Happy Sunday. Here is a trash collage, made with discards in my wastebasket. (An exercise from The Steal Like An Artist Journal.)
Good morning, diary
Here are entries from my diary this week, each one started with a brush pen drawing.
Some of them are drawn from life, some from my camera roll.
This one started by copying a drawing of Charlie Brown and letting my hand go.
I really love drawing chickens. (The cigarette is a nod to Lynda.)
Here’s a trash collage that I drew over. (The text is from an essay on Quaker pronouns.)
This one started with a swiped drawing from my 4-year-old.
More “Good morning, diary” on Twitter…
The brush pen
To warm up for the past couple mornings I’ve pulled out my trusty ol’ Pentel Pocket Brush Pen and filled a page in my diary before writing. (Hard not to be influenced when reading Lynda Barry!) The pen is probably half a decade old, and still works like new. Something magical about drawing with this thing…
Ain’t it good to be alive?
There used to be a spot on KVET radio, though I haven’t heard it in a long time, when the DJ would come on and say, “Ain’t it good to be alive in Austin, Texas!”
Día de los Muertos has come and gone on the calendar, but it’s still going at the Arte Sin Fronteras show at the Blanton Museum. I popped in last night an hour before closing with my notebook and stole what I liked. Always good to check in on death. The spirits speak of possibility.
When I got home, I saw the news that Tom Spurgeon died. I didn’t know him personally, but I loved his website, and he was generous to me and my work, linking to this site and even wishing me happy birthday. RIP. He lives on in the lives of the cartoonists (and wannabe cartoonists like me) he encouraged.
It’s cold and rainy and a little bit bleak in Texas today, but the fireplace is going, and even if it wasn’t, as Thoreau asked his diary on November 13, 1851, “Is not this a glorious time of year for your deep inward fires?”
I’m off now to walk with my wife and then get coffee with an old friend. It’s good to be alive. Now is the envy of the dead. Go live in it.
Now to work
Here are collages I made while listening to Lynda Barry and Chris Ware talk to Michael Silverblatt on KCRW’s Bookworm podcast. (The handwriting is a discarded shopping list I found on a walk and my son’s handwriting from years ago — I don’t remember why he wrote those words, “NOW TO WORK” — I used to keep them above my desk.)

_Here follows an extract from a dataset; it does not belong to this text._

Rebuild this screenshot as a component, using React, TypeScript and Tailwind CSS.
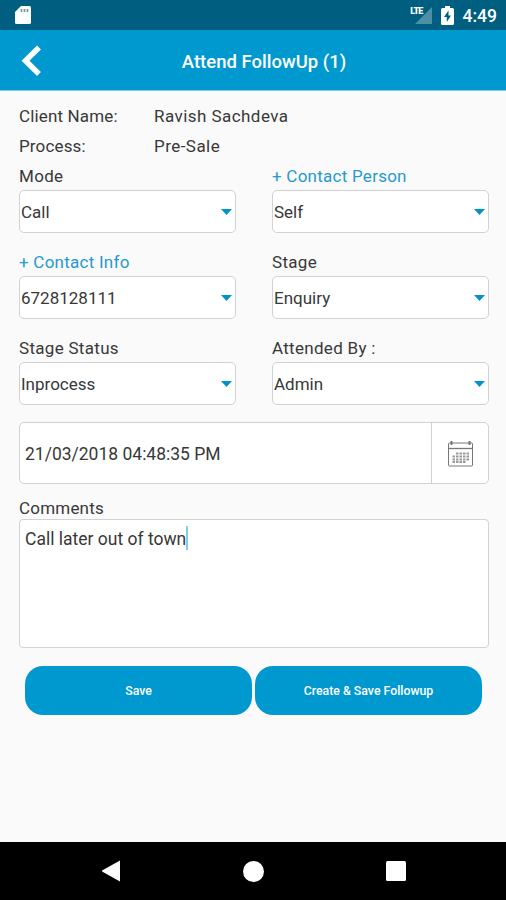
import type { ReactNode } from "react";

export default function App() {
  return (
    <div className="flex h-[900px] w-[506px] flex-col overflow-hidden bg-[#fafafa] font-['Roboto',sans-serif] text-[17px] text-[#383838]">
      <StatusBar />

      {/* Title bar */}
      <header className="grid h-[61px] shrink-0 grid-cols-[60px_1fr_36px] items-center border-b border-[#86c8e2] bg-[#0099cf] text-white">
        <button aria-label="Back" className="pl-[21px]">
          <svg width="21" height="32" viewBox="0 0 21 32" fill="none" stroke="currentColor" strokeWidth="5.5">
            <path d="M18 3.5 4.5 16.7 18 30" />
          </svg>
        </button>
        <h1 className="pt-[5px] pr-[2px] text-center text-[18.5px] font-medium">Attend FollowUp (1)</h1>
      </header>

      <main className="flex grow flex-col pl-[19px] pr-[17px] pt-[10px]">
        <InfoRow label="Client Name:" value="Ravish Sachdeva" />
        <InfoRow label="Process:" value="Pre-Sale" />

        <div className="grid grid-cols-2 gap-x-9 gap-y-[14px]">
          <SelectField label="Mode" value="Call" />
          <SelectField label="+ Contact Person" value="Self" link />
          <SelectField label="+ Contact Info" value="6728128111" link />
          <SelectField label="Stage" value="Enquiry" />
          <SelectField label="Stage Status" value="Inprocess" />
          <SelectField label="Attended By :" value="Admin" />
        </div>

        {/* Date and time */}
        <div className="mt-[17px] flex h-[62px] rounded-[5px] border-[1.5px] border-[#d2d2d2] bg-white">
          <div className="flex grow items-center pl-[5px] pt-[2px] text-[17.5px]">21/03/2018 04:48:35 PM</div>
          <button aria-label="Pick a date" className="flex w-[57px] items-center justify-center border-l border-[#d0d0d0]">
            <CalendarIcon />
          </button>
        </div>

        {/* Comments */}
        <div className="mt-[10px] flex h-[25px] items-center pt-[4px] tracking-[0.2px]">Comments</div>
        <div className="flex h-[129px] items-start rounded-[4px] border-[1.5px] border-[#d2d2d2] bg-white pl-[5px] pt-[5px] text-[17.5px] leading-[28px]">
          <span>Call later out of town</span>
          <span className="mt-[1px] h-6 w-[2px] bg-[#80ccf0]" />
        </div>

        <div className="mt-[18px] flex gap-[3px] pl-[6px] pr-[7px]">
          <ActionButton>Save</ActionButton>
          <ActionButton>Create &amp; Save Followup</ActionButton>
        </div>
      </main>

      <NavBar />
    </div>
  );
}

function StatusBar() {
  return (
    <div className="flex h-[30px] shrink-0 items-center justify-between bg-[#005f80] pl-[14px] pr-[9px] text-white">
      <svg width="18" height="20" viewBox="0 0 18 20">
        <path d="M7 1h8.5q1.5 0 1.5 1.5v15q0 1.5-1.5 1.5h-13Q1 19 1 17.5V7z" fill="#fff" />
        <path d="M7.500 4v3M10.500 4v3M13.500 4v3" stroke="#6f99a8" strokeWidth="1.7" />
      </svg>
      <div className="flex items-center">
        <div className="flex items-start">
          <span className="-mr-[8px] text-[9px] leading-[10px] font-black tracking-[-0.8px]">LTE</span>
          <svg width="17" height="18" viewBox="0 0 17 18">
            <path d="M17 1v17H0z" fill="#4c8fa6" />
          </svg>
        </div>
        <svg className="ml-[9px]" width="13" height="19" viewBox="0 0 13 19">
          <path d="M4 0h5v2h2.5Q13 2 13 3.500v14q0 1.500-1.500 1.500h-10Q0 19 0 17.500v-14Q0 2 1.500 2H4z" fill="#fff" />
          <path d="M7.500 4.500 3 11h2.800v5L10 9.500H7.500z" fill="#005f80" />
        </svg>
        <span className="ml-[9px] pt-[3px] text-[17.5px] leading-none font-medium">4:49</span>
      </div>
    </div>
  );
}

function InfoRow({ label, value }: { label: string; value: string }) {
  return (
    <div className="flex h-[30px] items-center pt-[2px]">
      <span className="w-[135px] tracking-[0.15px]">{label}</span>
      <span className="tracking-[0.45px]">{value}</span>
    </div>
  );
}

function SelectField({ label, value, link }: { label: string; value: string; link?: boolean }) {
  return (
    <div>
      <div className={link ? "flex h-[29px] items-center pt-[2px] tracking-[0.25px] text-[#2699cf]" : "flex h-[29px] items-center pt-[2px] tracking-[0.3px]"}>
        {label}
      </div>
      <div className="flex h-[43px] items-center justify-between rounded-[5px] border-[1.5px] border-[#d2d2d2] bg-white pl-[1px] pr-[3px]">
        <span className="pt-[2px]">{value}</span>
        <svg width="11" height="6" viewBox="0 0 11 6">
          <path d="M0 0h11L5.500 6z" fill="#0093cb" />
        </svg>
      </div>
    </div>
  );
}

function CalendarIcon() {
  return (
    <svg width="27" height="27" viewBox="0 0 27 27" fill="none" stroke="#777">
      <rect x="1.500" y="3" width="24" height="23" rx="1" />
      <path d="M1.500 8.500h24" strokeWidth="1.300" />
      <path d="M4.500 1v4M22.500 1v4" strokeWidth="2" />
      <path d="M9 13.500h13.500M5.500 16.500h17M5.500 19.500h17M5.500 22h13.500" strokeWidth="1.800" strokeDasharray="2.500 1" stroke="#999" />
    </svg>
  );
}

function ActionButton({ children }: { children: ReactNode }) {
  return (
    <button className="h-[49px] flex-1 rounded-[18px] bg-[#0099cf] pt-[2px] text-[12.3px] font-medium text-white">
      {children}
    </button>
  );
}

function NavBar() {
  return (
    <nav className="flex h-[58px] shrink-0 items-center justify-between bg-black pl-[102px] pr-[100px]">
      <svg width="18" height="22" viewBox="0 0 18 22">
        <path d="M18 .5v21L.5 11.700q-1-.7 0-1.400z" fill="#fff" />
      </svg>
      <svg width="21" height="21" viewBox="0 0 21 21">
        <circle cx="10.500" cy="10.500" r="10.500" fill="#fff" />
      </svg>
      <svg width="20" height="20" viewBox="0 0 20 20">
        <rect width="20" height="20" rx="1.500" fill="#fff" />
      </svg>
    </nav>
  );
}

The podcast conversation goes to interesting places regarding school: Barry has written of elementary school as a “sanctuary” from her homelife as a child, at The Evergreen State College she studied under Marilyn Frasca, who she says changed her life by introducing her to The Image World, and she now runs the Image Lab and teaches at the University of Wisconsin Madison. The Image Lab was started because she couldn’t figure out why grad students were so miserable and why it was acceptable to the academy for them to be so.

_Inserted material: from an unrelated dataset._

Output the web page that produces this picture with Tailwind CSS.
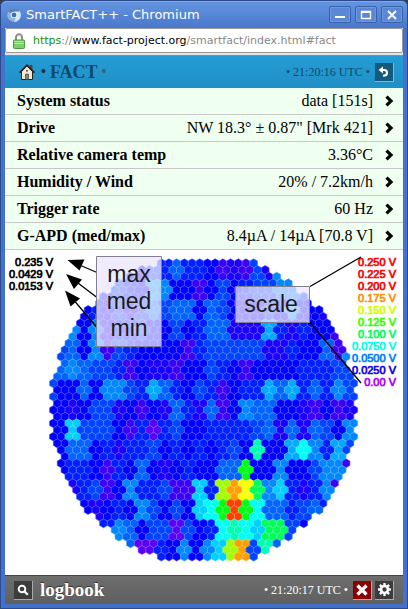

(Ware speaks of his own daughter being admonished by her third grade teacher not to bring her sketchbook to class, and his misery during undergrad and graduate school.)
“I had no idea that I could be as unhappy as I was in graduate school,” Silverblatt says. He then tells a story about taking grad school examination tests. “The thing was, I was so cramped, bent over, so stiff at the end of that test, that I wrote them a letter and I said, ‘I’m really frightened. This was a test on everything I’m supposed to know, and this is a subject — writing, imaginative literature — that I care about more than anything, and for the first time ever your test gave me the feeling that it was boring.”
“That’s kind of school in general,” Ware says.
“I’m trying to keep my heart alive,” Silverblatt continues. “I’m trying to keep my joy alive. And if I stand up and roar, I’m trying to keep my soul alive… That’s what we have all done, when we get to do what we want to do with our lives: We keep our joy, we keep our hearts, we keep our soul.”